Tuesday, June 11, 2013

Teacher To Teacher Question?????

Dear Fellow Seminary Teachers (past and present),

This was my first year teaching early morning Seminary. I started teaching in October and my students did not have class journals. I did not attempt to add that to our routine, but would like to include student journals as part of our every day lessons and class work next year.

What works best for student journals?
What type and size?
Do you use a composition book? a 3-ring binder?
What do you use journals for the most?
What do you have students place in their journals?

I am thinking whatever we use needs to meet the following requirements:
1) Each student has the same size/type of journal
2) Needs to be the size of a standard sheet of notebook or printer paper
3) Should be conducive to gluing in handouts as well as adding pages with 3 hole-punches
4) Needs to last the entire school year.
5) Would be nice to have lined and un-lined pages.
6) The completed journal, ideally, should be a "road map" that documents our year and becomes a keepsake.

I am sure I am missing some items., please add to my list and tell me why you chose the type of student journals you have.

I am not certain how many readers will see this. According to my statistics, There are a lot of readers who stop by here daily. Please share your expertise!

Thank you for any input!

2 comments:

  1. When we have the sales tax holiday on school supplies (usually about a month before school starts), I buy several black lined spiral notebooks and black 3-ring binders for my students. The lined notebook is used for private items or pages I want them to tear out and pass in to me. Many of them use it to take personal class notes, like copying down our charts or other class items.

    The three ring binder holds all worksheets and handouts. I have them use it for all the years they have me as a teacher (going on three now). They take the binder and notebook(s) home when they graduate. Some of them have been through three spiral notebooks, and others are on their first. I consider the spiral notebook to be scratch paper. It clips or sits in their binders along with a zipper pouch that holds their scripture mastery cards, a pen and pencil, the year's bookmark, and a desk copy of True to the Faith.

    I don't bother with glue-ins any more. I did a few cut-out/glue-ins my first year but none this year. It's easier to do a handout with a quote, mark it during class, and have the kids write about or answer questions about the topic. That goes in their 3-ring binder.
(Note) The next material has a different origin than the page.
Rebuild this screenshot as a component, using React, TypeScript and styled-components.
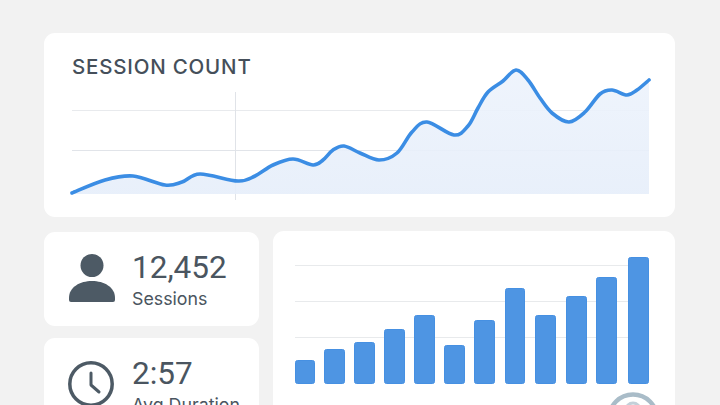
import styled, { createGlobalStyle } from "styled-components";

const GlobalStyle = createGlobalStyle`
    html, body {
        margin: 0;
        width: 720px;
        height: 405px;
        overflow: hidden;
        background: #f2f2f2;
    }
    body {
        font-family: "Inter", "Liberation Sans", sans-serif;
        color: #4a5560;
    }
`;

const Page = styled.main`
    display: flex;
    flex-direction: column;
    gap: 15px;
    width: 631px;
    height: 372px;
    padding: 33px 0 0 44px;
    overflow: hidden;
`;

const Card = styled.section`
    background: #fff;
    border-radius: 11px;
    box-sizing: border-box;
    flex: none;
`;

const TrendCard = styled(Card)`
    height: 184px;
    padding: 20px 26px 0 28px;
`;

const Title = styled.h2`
    margin: 0;
    font-size: 20.5px;
    line-height: 27px;
    font-weight: 500;
    letter-spacing: 0.8px;
    color: #454f5a;
`;

const Bottom = styled.div`
    display: grid;
    grid-template-columns: 215px 402px;
    gap: 14px;
    flex: none;
`;

const Stats = styled.div`
    display: flex;
    flex-direction: column;
    gap: 12px;
`;

const StatCard = styled(Card)`
    display: flex;
    align-items: center;
    gap: 16px;
    height: 94px;
    padding-left: 24px;
`;

const StatIcon = styled.svg`
    width: 48px;
    height: 48px;
    flex: none;
    overflow: visible;
`;

const StatText = styled.div`
    padding-top: 3px;
`;

const StatValue = styled.div`
    font-family: "Roboto", "Liberation Sans", sans-serif;
    font-size: 31.5px;
    line-height: 36px;
    color: #4a5560;
`;

const StatLabel = styled.div`
    margin-top: 1px;
    font-size: 17.8px;
    line-height: 24px;
    color: #4a5560;
`;

const BarsCard = styled(Card)`
    height: 200px;
    margin-top: -1px;
    padding: 26px 26px 0 22px;
`;

const ChartSvg = styled.svg`
    display: block;
    overflow: visible;
`;

const linePoints = [
    [72, 193], [105, 180], [133, 176], [165, 185], [182, 182], [200, 174], [238, 181], [255, 176],
    [273, 165], [293, 159], [313, 165], [323, 160], [333, 150], [344, 146], [360, 153], [379, 160],
    [397, 153], [412, 132], [427, 122], [454, 135], [468, 126], [478, 108], [488, 92], [503, 81],
    [516, 70], [528, 80], [540, 98], [552, 113], [569, 122], [585, 112], [600, 94], [612, 90],
    [627, 95], [637, 90], [649, 80],
];

// Catmull-Rom through the points, shifted into the svg's own coordinates
function smoothPath(points: number[][], dx: number, dy: number) {
    const p = points.map(([x, y]) => [x - dx, y - dy]);
    let d = `M${p[0][0]} ${p[0][1]}`;
    for (let i = 0; i < p.length - 1; i++) {
        const a = p[Math.max(i - 1, 0)];
        const b = p[i];
        const c = p[i + 1];
        const e = p[Math.min(i + 2, p.length - 1)];
        const c1x = b[0] + (c[0] - a[0]) / 6;
        const c1y = b[1] + (c[1] - a[1]) / 6;
        const c2x = c[0] - (e[0] - b[0]) / 6;
        const c2y = c[1] - (e[1] - b[1]) / 6;
        d += ` C${c1x.toFixed(1)} ${c1y.toFixed(1)} ${c2x.toFixed(1)} ${c2y.toFixed(1)} ${c[0]} ${c[1]}`;
    }
    return d;
}

function TrendChart() {
    const line = smoothPath(linePoints, 72, 80);
    return (
        <ChartSvg width="577" height="125" viewBox="0 0 577 125">
            <defs>
                <linearGradient id="area" x1="0" y1="0" x2="0" y2="1">
                    <stop offset="0" stopColor="#edf3fc" />
                    <stop offset="1" stopColor="#e6eefa" />
                </linearGradient>
            </defs>
            <line x1="0" x2="577" y1="30.5" y2="30.5" stroke="#e8eaed" />
            <line x1="0" x2="577" y1="70.5" y2="70.5" stroke="#e1e4e9" />
            <line x1="163.5" x2="163.5" y1="12" y2="120" stroke="#e0e3e8" />
            <path d={`${line} L577 114 L0 114 Z`} fill="url(#area)" fillOpacity="0.9" />
            <path d={line} fill="none" stroke="#3b8de4" strokeWidth="3.6" strokeLinecap="round" strokeLinejoin="round" />
        </ChartSvg>
    );
}

const bars = [
    { x: 295, w: 20, top: 360 },
    { x: 324, w: 21, top: 349 },
    { x: 354, w: 21, top: 342 },
    { x: 384, w: 21, top: 329 },
    { x: 414, w: 21, top: 315 },
    { x: 444, w: 21, top: 345 },
    { x: 474, w: 21, top: 320 },
    { x: 505, w: 20, top: 288 },
    { x: 535, w: 21, top: 315 },
    { x: 566, w: 21, top: 296 },
    { x: 596, w: 21, top: 277 },
    { x: 628, w: 21, top: 257 },
];

function BarChart() {
    // svg origin sits at page (295, 257)
    return (
        <ChartSvg width="354" height="148" viewBox="0 0 354 148">
            {[8.5, 44.5, 80.5].map((y) => (
                <line key={y} x1="0" x2="333" y1={y} y2={y} stroke="#e8eaec" />
            ))}
            {bars.map((b) => (
                <rect
                    key={b.x}
                    x={b.x - 295 + 0.5}
                    y={b.top - 257 + 0.5}
                    width={b.w - 1}
                    height={383.5 - b.top - 0.5}
                    rx="2"
                    fill="#4e95e3"
                    stroke="#4690e2"
                />
            ))}
            <circle cx="338" cy="161.5" r="24" fill="none" stroke="#a9bcc8" strokeWidth="4.5" />
            <circle cx="338" cy="153" r="7" fill="none" stroke="#c3d0d9" strokeWidth="3" />
        </ChartSvg>
    );
}

export default function App() {
    return (
        <>
            <GlobalStyle />
            <Page>
                <TrendCard>
                    <Title>SESSION COUNT</Title>
                    <TrendChart />
                </TrendCard>
                <Bottom>
                    <Stats>
                        <StatCard>
                            <StatIcon viewBox="0 0 48 48">
                                <circle cx="24" cy="10.5" r="11.5" fill="#4d5a65" />
                                <path d="M1 43 C1 32 12 26 24 26 C36 26 47 32 47 43 V45 Q47 47 45 47 H3 Q1 47 1 45 Z" fill="#4d5a65" />
                            </StatIcon>
                            <StatText>
                                <StatValue>12,452</StatValue>
                                <StatLabel>Sessions</StatLabel>
                            </StatText>
                        </StatCard>
                        <StatCard>
                            <StatIcon viewBox="0 0 48 48">
                                <circle cx="23" cy="23" r="21.2" fill="none" stroke="#4d5a65" strokeWidth="3.5" />
                                <path d="M23 12 V24 L31 31" fill="none" stroke="#4d5a65" strokeWidth="3" strokeLinecap="round" strokeLinejoin="round" />
                            </StatIcon>
                            <StatText>
                                <StatValue>2:57</StatValue>
                                <StatLabel>Avg Duration</StatLabel>
                            </StatText>
                        </StatCard>
                    </Stats>
                    <BarsCard>
                        <BarChart />
                    </BarsCard>
                </Bottom>
            </Page>
        </>
    );
}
    I suggest they organize their binder by topic alphabetically. I have one just like theirs, and that's how I do it. Some of them just stack stuff up according to date. It's their binder, and as long as the kids can find older handouts, it's fine with me.

    ReplyDelete
  2. I usually use composition books. One year I was going to use a 3 ring binder but went with the comp book. It looks like the new curriculum really embraces the use of a journal.. I'm so excited! I have seen some teachers ask the kids to bring in the "journal" - notebook. Our budget is small but in the past I've just bought them but I am contemplating having them bring one in for their use. There are small journals available through BYU - but I think it would be filled up before Christmas. This past year I had nice journals for the kids and I had a quote from the most recent conference or a scripture on the chalkboard for them to copy into their book - and a question that went along with the quote or scripture. The kids knew that when they arrived they should get out their scriptures and their journal and answer that question. Also if I had a great quote during the lesson I'd have that ready for them to glue into their journal.